Esquilino

Basilica of San Pietro in Vincoli

The Basilica of San Pietro in Vincoli, located a short distance from the Baths of Trajan on the slopes of the Fagutale, the westernmost of the hills that made up the Esquiline, is also known as the Eudoxian Basilica: according to tradition it was founded in 442 by Eudoxia, wife of the emperor Valentinian III. The empress is said to have built the church to house the relic of the chains – vincula in Latin, from which the church’s current name derives – that bound the apostle Peter in the Mamertine prison. According to the ancient sources, the two chains were given by the Patriarch of Jerusalem to the empress Aelia Eudocia, wife of Theodosius II and mother of Eudoxia.

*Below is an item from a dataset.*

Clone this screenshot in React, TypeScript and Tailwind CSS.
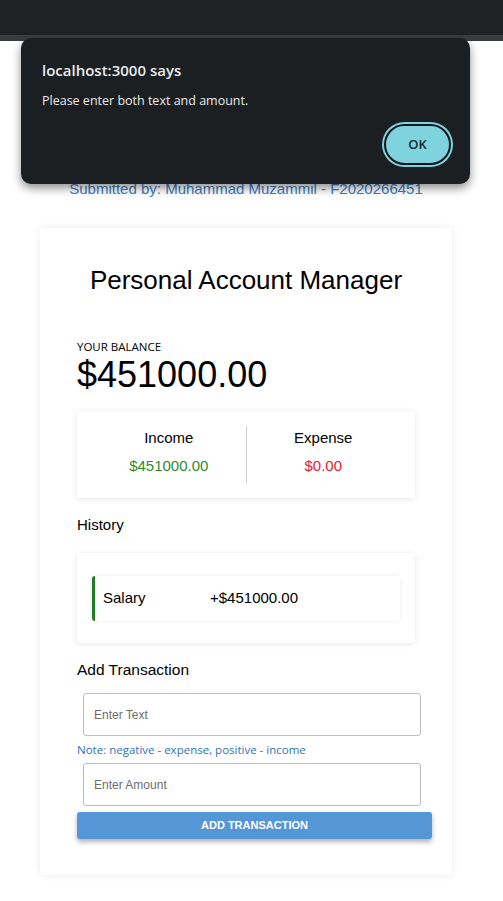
import React from 'react';

const arial = "font-['Liberation_Sans',Arial,sans-serif]";
const ui = "font-['Open_Sans','Noto_Sans',sans-serif]";

function AlertDialog() {
  return (
    <div className={`absolute left-[21px] top-[38px] w-[449px] h-[146px] rounded-[10px] bg-[#1b1f22] shadow-[0_4px_10px_rgba(0,0,0,0.45)] ${ui}`}>
      <div className="pl-[21px] pt-[22px]">
        <div className="text-[15px] font-semibold text-[#e8eaed] leading-[20px]">localhost:3000 says</div>
        <div className="mt-[12px] text-[12.5px] text-[#e8eaed] leading-[18px]">Please enter both text and amount.</div>
      </div>
      <div className="absolute right-[17px] bottom-[17px] w-[71px] h-[45px] rounded-full bg-[#7fd3df] p-[2px]">
        <div className="w-full h-full rounded-full border-[2px] border-[#10181b] bg-[#7fd3df] flex items-center justify-center text-[13px] font-semibold text-[#0f2a30]">
          OK
        </div>
      </div>
    </div>
  );
}

export default function App() {
  return (
    <div className={`relative min-h-[901px] bg-white ${arial}`}>
      {/* browser top strip */}
      <div className="h-[35px] bg-[#202124]" />
      <div className="h-[6px] bg-[#3a3b3e]" />

      <div className="w-[492px] flex flex-col items-center">
        <div className="mt-[139px] text-[15px] leading-[18px] text-[#3b7dc2]">
          Submitted by: Muhammad Muzammil - F2020266451
        </div>

        <div className="mt-[30px] w-[412px] bg-white rounded-[3px] shadow-[0_0_8px_rgba(0,0,0,0.08)] px-[37px] pt-[36px] pb-[36px]">
          <h1 className="text-center text-[26px] leading-[32px] text-black">Personal Account Manager</h1>

          <div className={`mt-[43px] text-[11.5px] leading-[16px] text-black ${ui}`}>YOUR BALANCE</div>
          <div className="text-[36px] leading-[40px] text-black">$451000.00</div>

          <div className="mt-[16px] h-[87px] bg-white rounded-[3px] shadow-[0_1px_6px_rgba(0,0,0,0.1)] flex items-center px-[15px]">
            <div className="flex-1 self-start pt-[18px] flex flex-col items-center">
              <div className="text-[15px] leading-[18px] text-black">Income</div>
              <div className="mt-[10px] text-[15px] leading-[18px] text-[#2e8b2e]">$451000.00</div>
            </div>
            <div className="w-px h-[57px] bg-[#d0d0d0]" />
            <div className="flex-1 self-start pt-[18px] flex flex-col items-center">
              <div className="text-[15px] leading-[18px] text-black">Expense</div>
              <div className="mt-[10px] text-[15px] leading-[18px] text-[#e6202e]">$0.00</div>
            </div>
          </div>

          <div className="mt-[17px] text-[15px] leading-[20px] text-black">History</div>

          <div className="mt-[18px] h-[90px] bg-white rounded-[3px] shadow-[0_1px_6px_rgba(0,0,0,0.1)] pl-[15px] pr-[15px] pt-[23px]">
            <div className="h-[45px] flex items-center border-l-[3px] border-[#237b1f] rounded-[3px] shadow-[0_0_4px_rgba(0,0,0,0.08)] pl-[8px] text-[15px] text-black">
              <span className="w-[107px]">Salary</span>
              <span>+$451000.00</span>
            </div>
          </div>

          <div className="mt-[17px] text-[15.5px] leading-[20px] text-black">Add Transaction</div>

          <div className="mt-[13px] ml-[6px] w-[338px] h-[43px] border border-[#bdbdbd] rounded-[3px] flex items-center pl-[10px] text-[12px] text-[#6d6d6d]">
            Enter Text
          </div>
          <div className={`mt-[6px] text-[11.5px] leading-[16px] text-[#2f72b8] ${ui}`}>Note: negative - expense, positive - income</div>
          <div className="mt-[5px] ml-[6px] w-[338px] h-[43px] border border-[#bdbdbd] rounded-[3px] flex items-center pl-[10px] text-[12px] text-[#6d6d6d]">
            Enter Amount
          </div>
          <button className="mt-[6px] w-[355px] h-[27px] bg-[#5596d6] rounded-[3px] shadow-[0_3px_5px_rgba(0,0,0,0.3)] text-white text-[11px] font-bold">
            ADD TRANSACTION
          </button>
        </div>
      </div>

      <AlertDialog />
    </div>
  );
}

The chains are now kept in a reliquary beneath the main altar of the church. The historical basis of the legend according to which the church was founded on the site of an earlier building of Christian worship, the titulus Apostolorum, is obviously impossible to prove. Recent excavations have identified the structures of some houses of the second and third centuries AD beneath the basilica. Though restored several times over the centuries, the church preserves the typical plan of early Christian basilicas with three halls divided by two rows of columns. In San Pietro in Vincoli, the columns represent a classic example of the reuse of older materials and probably come from a nearby public building of the Roman period, perhaps the Porticus Liviae. The church owes its current appearance to Pope Julius II, a member of the Roman aristocratic Della Rovere family, who in 1503 added the entrance porch and restored the nearby convent, entrusting the construction of the cloister to the famous Giuliano da Sangallo. After the Unification of Italy, the fine convent building was assigned to the Faculty of Engineering of La Sapienza University, which still occupies it today.

Inside, the church hosts the funeral monument of Pope Julius II, decorated with the famous Moses by Michelangelo Buonarroti. When the pope died in 1513, the funeral monument was not yet finished, and his remains were buried in St Peter’s Basilica, where they were desecrated during the Sack of Rome in 1527. Only in 1610 were his remains definitively buried in San Pietro in Vincoli.